TimescaleDB: integrating time-series data with Ruby on Rails

November 16, 2021

Topics

Imagine you’re working on a project for an advertising platform, and you’ve been tasked with implementing a reporting service which will perform an analysis on each client’s active ad over a certain period of time. To that end, you’ll need to collect a large amount of data about every ad view, then aggregate this data and join it across multiple tables to filter out inactive ads and clients. Using common SQL practices, this becomes a surprisingly difficult task; it’s made twice as challenging with NoSQL systems. Instead of dealing with these headaches, there’s another way: TimescaleDB. If you’re ready to learn about time-series data and TimescaleDB, there’s no time like the present—keep reading!

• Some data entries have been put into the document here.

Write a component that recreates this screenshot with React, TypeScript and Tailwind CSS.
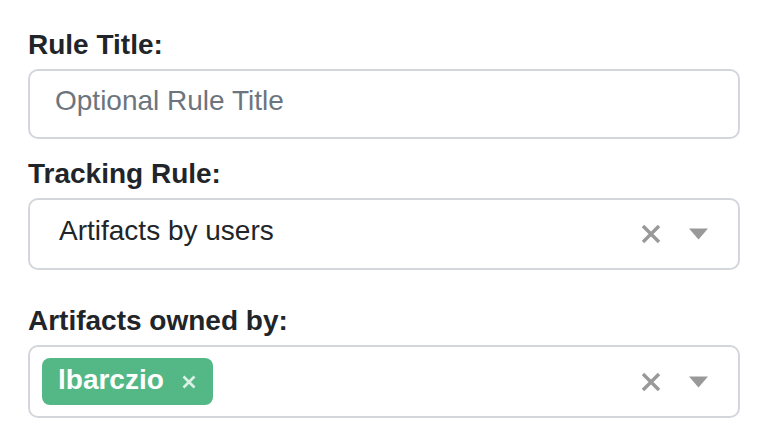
import React from 'react';

function ClearIcon() {
  return (
    <svg width="20" height="20" viewBox="0 0 20 20" className="text-[#999999]">
      <path d="M2 2L18 18M18 2L2 18" stroke="currentColor" strokeWidth="3.4" strokeLinecap="butt" />
    </svg>
  );
}

function Caret() {
  return (
    <svg width="19" height="12" viewBox="0 0 19 12" className="text-[#999999]">
      <path d="M0 0.5H19L9.5 11.5Z" fill="currentColor" />
    </svg>
  );
}

function Label({ children }: { children: React.ReactNode }) {
  return <label className="block text-[28px] leading-8 font-bold text-[#212529]">{children}</label>;
}

function Controls() {
  return (
    <div className="flex items-center gap-[28px] pr-[30px]">
      <ClearIcon />
      <Caret />
    </div>
  );
}

export default function App() {
  return (
    <div
      className="min-h-[448px] bg-white pl-[28px] pr-[24px] pt-[29px]"
      style={{ fontFamily: '"Liberation Sans", Arial, sans-serif' }}
    >
      {/* Rule title */}
      <Label>Rule Title:</Label>
      <div className="mt-[8px] flex h-[70px] items-center rounded-[10px] border-2 border-[#d3d7db] pb-[6px] pl-[25px]">
        <span className="text-[28px] leading-8 text-[#6c757d]">Optional Rule Title</span>
      </div>

      {/* Tracking rule select */}
      <div className="mt-[19px]">
        <Label>Tracking Rule:</Label>
      </div>
      <div className="mt-[8px] flex h-[72px] items-center justify-between rounded-[10px] border-2 border-[#d3d7db]">
        <span className="pb-[6px] pl-[29px] text-[28px] leading-8 text-[#212529]">Artifacts by users</span>
        <Controls />
      </div>

      {/* Owners multi select */}
      <div className="mt-[35px]">
        <Label>Artifacts owned by:</Label>
      </div>
      <div className="mt-[8px] flex h-[73px] items-center justify-between rounded-[10px] border-2 border-[#d3d7db]">
        <div className="pl-[12px]">
          <span className="flex h-[47px] items-center gap-[18px] rounded-[8px] bg-[#54b886] pl-[16px] pr-[17px]">
            <span className="pb-[4px] text-[28px] leading-8 font-bold text-white">lbarczio</span>
            <svg width="14" height="14" viewBox="0 0 14 14" className="text-[#dcf1e5]">
              <path d="M1.5 1.5L12.5 12.5M12.5 1.5L1.5 12.5" stroke="currentColor" strokeWidth="2.6" />
            </svg>
          </span>
        </div>
        <Controls />
      </div>
    </div>
  );
}
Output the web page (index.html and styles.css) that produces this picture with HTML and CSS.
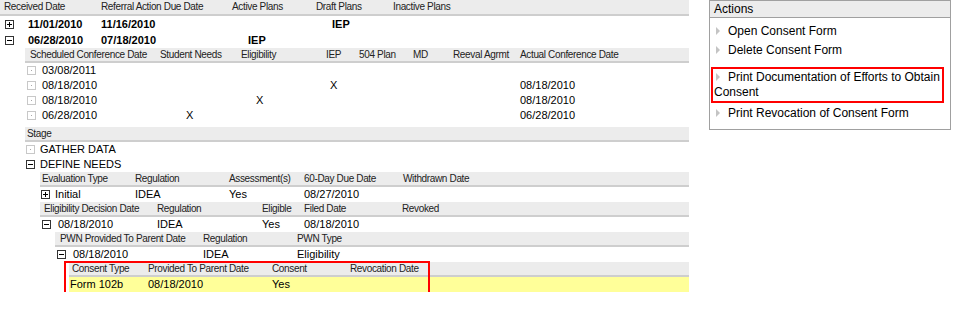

TimescaleDB is an open-source database designed to harness the full power of SQL relational databases to work with time-series data. A relatively recent addition to the database market, TimescaleDB hit the scene about 4 years ago, with version 1.0 launching at the end of 2018. Despite its relative youth, TimescaleDB is based on a mature RDBMS system, so it’s been fairly stable to date.

Moving from history to specs, TimescaleDB is an extension for PostgreSQL written in C. And if it’s good ol’ Postgres, that means you don’t have to find or write yet another ORM connector. This extension allows us to achieve 10-100x faster time-series data access and insertion than PostgreSQL, InfluxDB, or MongoDB. At the same time, it’s also capable of achieving scalability in ways previously available only to NoSQL databases. Moreover, TimescaleDB also provides data compression, saving you from excessive costs when storing large amounts of data. And, if compression is not enough, then downsampling data will come to the rescue.

In this article, I’ll break down the difference between time-series and regular data, and I’ll explain how TimescaleDB works. Further, using an example which displays visit statistics, I’ll demonstrate how to implement and integrate TimescaleDB into an existing Ruby on Rails application. By the way, we also utilized TimescaleDB to store stats, ratings from users, and other relevant time-series data in our project, FEED, a new social app for iOS. You can read the whole story here.

Skip ahead:

Understanding time-series data
A high level overview of TimescaleDB
Integration with Ruby on Rails made easy
Implementing a view counter

Understanding time-series data

So, what exactly is this “time-series data” we talked about earlier, and how does it differ from regular data? To start, time-series data is data which represents how a system, process, or behavior changes over time. This data can come in the form of web page visit statistics, CPU telemetry data, or currency quotes. Said another way, time-series data are statistical parameters describing the values of any processes collected at successive points in time.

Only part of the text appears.